Today I separated our cohort of fourteen young people into two groups. The gentlemen accompanied me to Jeff's classroom to present their Our Dictionary entries. The ladies stayed behind in my classroom with a volunteer teacher, Liz.
I separated the students by gender because I wanted all class members to build confidence in public speaking. About three weeks ago I asked the students to make formal presentations, but the atmosphere that day was tense and uncomfortable. The lower proficiency students were embarrassed to speak in front of the group. The more verbally advanced students (who also happen to be male) aggressively questioned the presenters. One of the young ladies refused to present - a first this year.
I have made it a practice since the beginning of the school year to have students present their work formally to their classmates. So far, they have made 27 presentations. At the beginning of the year, most students participated by asking questions of presenters. I was impressed by their poise and confidence.
But as the year progressed and relationships developed among the students, they have been far less willing to contribute to an oral dialogue during class. Aware that many of the young ladies may have been intimidated by the overly exuberant men, I hatched the idea to split the group.

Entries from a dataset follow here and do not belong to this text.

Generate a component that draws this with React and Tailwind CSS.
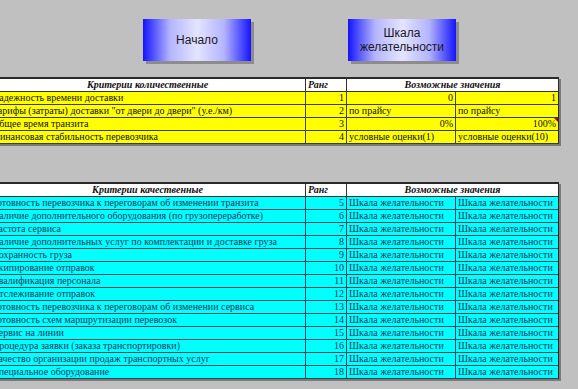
import React from 'react';

const quant = [
    { name: 'Надежность времени доставки', rank: 1, a: '0', b: '1', align: 'right' },
    { name: 'Тарифы (затраты) доставки "от двери до двери" (у.е./км)', rank: 2, a: 'по прайсу', b: 'по прайсу', align: 'left' },
    { name: 'Общее время транзита', rank: 3, a: '0%', b: '100%', align: 'right', note: true },
    { name: 'Финансовая стабильность перевозчика', rank: 4, a: 'условные оценки(1)', b: 'условные оценки(10)', align: 'left' },
];

const qual = [
    'Готовность перевозчика к переговорам об изменении транзита',
    'Наличие дополнительного оборудования (по грузопереработке)',
    'Частота сервиса',
    'Наличие дополнительных услуг по комплектации и доставке груза',
    'Сохранность груза',
    'Экипирование отправок',
    'Квалификация персонала',
    'Отслеживание отправок',
    'Готовность перевозчика к переговорам об изменении сервиса',
    'Готовность схем маршрутизации перевозок',
    'Сервис на линии',
    'Процедура заявки (заказа транспортировки)',
    'Качество организации продаж транспортных услуг',
    'Специальное оборудование',
];

const Button = ({ children }) => (
    <div className="w-[108px] h-[42px] flex items-center justify-center text-center text-[12px] leading-[14px] text-[#1a1a1a] shadow-[3px_3px_0_#8c8c8c] bg-[linear-gradient(90deg,#1414ff_0%,#b4b4ff_25%,#e4e4ff_50%,#b4b4ff_75%,#1414ff_100%)] font-['Liberation_Sans',Arial,sans-serif]">
        {children}
    </div>
);

const Header = ({ title }) => (
    <div className="flex h-[13px] bg-white border-b border-[#333] font-bold italic text-[#111]">
        <div className="w-[316px] shrink-0 border-r border-[#333] text-center">{title}</div>
        <div className="w-[41px] shrink-0 border-r border-[#333] px-[2px]">Ранг</div>
        <div className="flex-1 text-center">Возможные значения</div>
    </div>
);

const App = () => {
    return (
        <div className="w-[578px] h-[389px] overflow-hidden bg-[#c0c0c0] font-['Liberation_Serif','Times_New_Roman',serif] text-[10px] leading-[12px]">
            {/* Buttons */}
            <div className="flex pt-[19px] pl-[143px] gap-[97px]">
                <Button>Начало</Button>
                <Button>
                    Шкала
                    <br />
                    желательности
                </Button>
            </div>

            {/* Quantitative criteria */}
            <div className="ml-[-10px] mt-[16px] w-[569px] border-t-2 border-r border-[#2a2a2a] shadow-[2px_2px_0_#7a7a7a] text-[#111]">
                <Header title="Критерии количественные" />
                {quant.map((r) => (
                    <div key={r.rank} className="flex h-[13px] bg-[#ffff00] border-b border-[#3a3a3a]">
                        <div className="w-[316px] shrink-0 border-r border-[#444] px-[2px] whitespace-nowrap overflow-hidden">{r.name}</div>
                        <div className="w-[41px] shrink-0 border-r border-[#444] px-[2px] text-right">{r.rank}</div>
                        <div className={`w-[109px] shrink-0 border-r border-[#444] px-[2px] whitespace-nowrap ${r.align === 'right' ? 'text-right' : 'text-left'}`}>{r.a}</div>
                        <div className={`relative flex-1 px-[2px] whitespace-nowrap ${r.align === 'right' ? 'text-right' : 'text-left'}`}>
                            {r.b}
                            {r.note && (
                                <span className="absolute right-0 top-0 w-0 h-0 border-t-[4px] border-l-[4px] border-t-[#c00000] border-l-transparent" />
                            )}
                        </div>
                    </div>
                ))}
            </div>

            {/* Qualitative criteria */}
            <div className="ml-[-10px] mt-[38px] w-[569px] border-t-2 border-r border-[#2a2a2a] shadow-[2px_2px_0_#7a7a7a] text-[#1e3560]">
                <Header title="Критерии качественные" />
                {qual.map((name, i) => (
                    <div key={name} className="flex h-[13px] bg-[#00ffff] border-b border-[#244a58]">
                        <div className="w-[316px] shrink-0 border-r border-[#23425e] px-[2px] whitespace-nowrap overflow-hidden">{name}</div>
                        <div className="w-[41px] shrink-0 border-r border-[#23425e] px-[2px] text-right">{i + 5}</div>
                        <div className="w-[109px] shrink-0 border-r border-[#23425e] px-[2px] whitespace-nowrap">Шкала желательности</div>
                        <div className="flex-1 px-[2px] whitespace-nowrap">Шкала желательности</div>
                    </div>
                ))}
            </div>
        </div>
    );
};

export default App;
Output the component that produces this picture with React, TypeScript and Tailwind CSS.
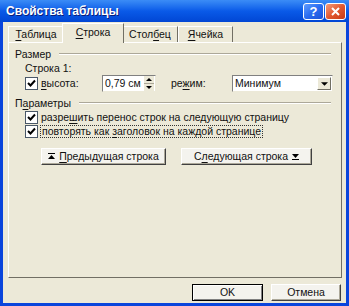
import React from "react"

function Acc({ text, at }: { text: string; at: number }) {
  return (
    <span>
      {text.slice(0, at)}
      <span className="underline underline-offset-[2px]">{text[at]}</span>
      {text.slice(at + 1)}
    </span>
  )
}

function Check() {
  return (
    <span className="w-[13px] h-[13px] shrink-0 border border-[#4a5868] bg-white flex items-center justify-center">
      <svg width="9" height="9" viewBox="0 0 9 9">
        <path d="M1 4 L3.5 6.5 L8 1.5" fill="none" stroke="#000" strokeWidth="2" />
      </svg>
    </span>
  )
}

function Group({ children }: { children: React.ReactNode }) {
  return (
    <div className="h-[14px] flex items-center pl-[6px] pr-[10px] gap-[8px]">
      <span>{children}</span>
      <div className="flex-1 h-[2px] border-t border-[#aca899] border-b border-b-white" />
    </div>
  )
}

function Arrow({ up }: { up?: boolean }) {
  return (
    <svg width="7" height="7" viewBox="0 0 7 7" className="shrink-0">
      {up ? (
        <>
          <rect x="0" y="0" width="7" height="1" fill="#000" />
          <path d="M3.5 2 L7 6 L0 6 Z" fill="#000" />
        </>
      ) : (
        <>
          <path d="M0 1 L7 1 L3.5 5 Z" fill="#000" />
          <rect x="0" y="6" width="7" height="1" fill="#000" />
        </>
      )}
    </svg>
  )
}

function Tri({ down, size = 7 }: { down?: boolean; size?: number }) {
  return (
    <svg width={size} height={Math.ceil(size / 2)} viewBox="0 0 8 4">
      {down ? <path d="M0 0 L8 0 L4 4 Z" fill="#000" /> : <path d="M0 4 L8 4 L4 0 Z" fill="#000" />}
    </svg>
  )
}

function Tab({ children, w, active }: { children: React.ReactNode; w: string; active?: boolean }) {
  return active ? (
    <div className={`${w} h-[20px] -mb-[1px] -mx-[2px] relative z-10 flex items-center justify-center pb-[2px] bg-[#ece9d8] border-t border-l border-white border-r border-r-[#716f64]`}>
      {children}
    </div>
  ) : (
    <div className={`${w} h-[16px] flex items-center justify-center bg-[#ece9d8] border-t border-l border-white border-r border-r-[#716f64]`}>
      {children}
    </div>
  )
}

export default function App() {
  return (
    <div className="w-[349px] h-[306px] bg-[#0a45dc] flex flex-col overflow-hidden font-['Liberation_Sans',Arial,sans-serif] text-[10.5px] text-[#111] leading-none">
      {/* title bar */}
      <div className="h-[22px] shrink-0 flex items-center pl-[6px] pr-[3px] bg-gradient-to-b from-[#3b8cf6] via-[#0a5ae8] to-[#0246d4]">
        <span className="flex-1 text-white font-bold text-[12px] [text-shadow:1px_1px_0_#0a1e7a]">Свойства таблицы</span>
        <div className="flex gap-[1px] items-center">
          <div className="w-[21px] h-[17px] rounded-[3px] border border-white bg-gradient-to-br from-[#5f9cff] via-[#2a6cf0] to-[#1d50d6] flex items-center justify-center text-white font-bold text-[13px]">?</div>
          <div className="w-[21px] h-[17px] rounded-[3px] border border-white bg-gradient-to-br from-[#f29a7a] via-[#e2582f] to-[#c63a16] flex items-center justify-center">
            <svg width="9" height="9" viewBox="0 0 9 9">
              <path d="M1 1 L8 8 M8 1 L1 8" stroke="#fff" strokeWidth="2" />
            </svg>
          </div>
        </div>
      </div>

      {/* body */}
      <div className="flex-1 mx-[3px] mb-[3px] bg-[#ece9d8] flex flex-col">
        {/* tabs */}
        <div className="h-[20px] flex items-end pl-[5px]">
          <Tab w="w-[56px]"><Acc text="Таблица" at={0} /></Tab>
          <Tab w="w-[62px]" active><Acc text="Строка" at={0} /></Tab>
          <Tab w="w-[56px]"><Acc text="Столбец" at={4} /></Tab>
          <Tab w="w-[55px]"><Acc text="Ячейка" at={0} /></Tab>
        </div>

        {/* panel */}
        <div className="ml-[5px] mr-[4px] h-[236px] border-t border-l border-white border-r border-b border-r-[#716f64] border-b-[#716f64] pt-[4px] flex flex-col">
          <Group>Размер</Group>
          <div className="h-[14px] flex items-center pl-[16px]">Строка 1:</div>
          <div className="h-[17px] flex items-center pl-[16px]">
            <Check />
            <span className="ml-[3px] w-[61px]"><Acc text="высота:" at={0} /></span>
            <div className="w-[54px] h-[17px] flex items-center bg-white border border-t-[#808080] border-l-[#808080] border-r-[#ece9d8] border-b-[#ece9d8]">
              <span className="flex-1 pl-[2px]">0,79 см</span>
              <div className="w-[10px] h-full flex flex-col mr-[1px]">
                <div className="flex-1 bg-[#ece9d8] flex items-center justify-center border-b border-[#aca899]"><Tri size={6} /></div>
                <div className="flex-1 bg-[#ece9d8] flex items-center justify-center"><Tri down size={6} /></div>
              </div>
            </div>
            <span className="ml-[15px] w-[61px]"><Acc text="режим:" at={2} /></span>
            <div className="w-[101px] h-[17px] flex items-center bg-white border border-t-[#808080] border-l-[#808080] border-r-[#ece9d8] border-b-[#ece9d8]">
              <span className="flex-1 pl-[2px]">Минимум</span>
              <div className="w-[14px] h-[13px] mr-[1px] bg-[#ece9d8] border border-t-white border-l-white border-r-[#716f64] border-b-[#716f64] flex items-center justify-center">
                <Tri down size={7} />
              </div>
            </div>
          </div>
          <div className="mt-[4px]">
            <Group><Acc text="Параметры" at={1} /></Group>
          </div>
          <div className="h-[14px] flex items-center pl-[16px] gap-[3px]">
            <Check />
            <Acc text="разрешить перенос строк на следующую страницу" at={5} />
          </div>
          <div className="h-[14px] flex items-center pl-[16px] gap-[2px]">
            <Check />
            <span className="border border-dotted border-[#333] px-[1px] h-[13px] flex items-center">
              <Acc text="повторять как заголовок на каждой странице" at={14} />
            </span>
          </div>
          <div className="mt-[10px] flex pl-[32px] gap-[15px]">
            <div className="w-[125px] h-[17px] flex items-center justify-center gap-[4px] bg-[#f4f3ee] border border-t-white border-l-white border-r-[#404040] border-b-[#404040] shadow-[inset_-1px_-1px_0_#aca899]">
              <Arrow up />
              <Acc text="Предыдущая строка" at={0} />
            </div>
            <div className="w-[131px] h-[17px] flex items-center justify-center gap-[4px] bg-[#f4f3ee] border border-t-white border-l-white border-r-[#404040] border-b-[#404040] shadow-[inset_-1px_-1px_0_#aca899]">
              <Acc text="Следующая строка" at={1} />
              <Arrow />
            </div>
          </div>
        </div>

        {/* dialog buttons */}
        <div className="mt-[6px] flex justify-end gap-[8px] pr-[5px]">
          <div className="w-[71px] h-[17px] flex items-center justify-center bg-[#f4f3ee] border border-black shadow-[inset_1px_1px_0_#fff,inset_-1px_-1px_0_#808080]">OK</div>
          <div className="w-[70px] h-[17px] flex items-center justify-center bg-[#f4f3ee] border border-t-white border-l-white border-r-[#404040] border-b-[#404040] shadow-[inset_-1px_-1px_0_#aca899]">Отмена</div>
        </div>
      </div>
    </div>
  )
}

The young men in my group performed as I had expected. They challenged each other with some tough questions. They playfully teased one another about their lack of English skill and poor pronunciation. There were no hurt feelings.
According to Liz's report, the young ladies did a great job with their presentations. When I popped in my room to grab a paper at one point, one female student was asking question after question in English to the presenter. All the girls looked happy and excited.
I want to continue to have the students make presentations to their same-sex peers. I know that we will eventually have to come back together as one cohort for presentations, but for the moment, I want both groups to polish their craft without the judgmental eyes of the opposite sex.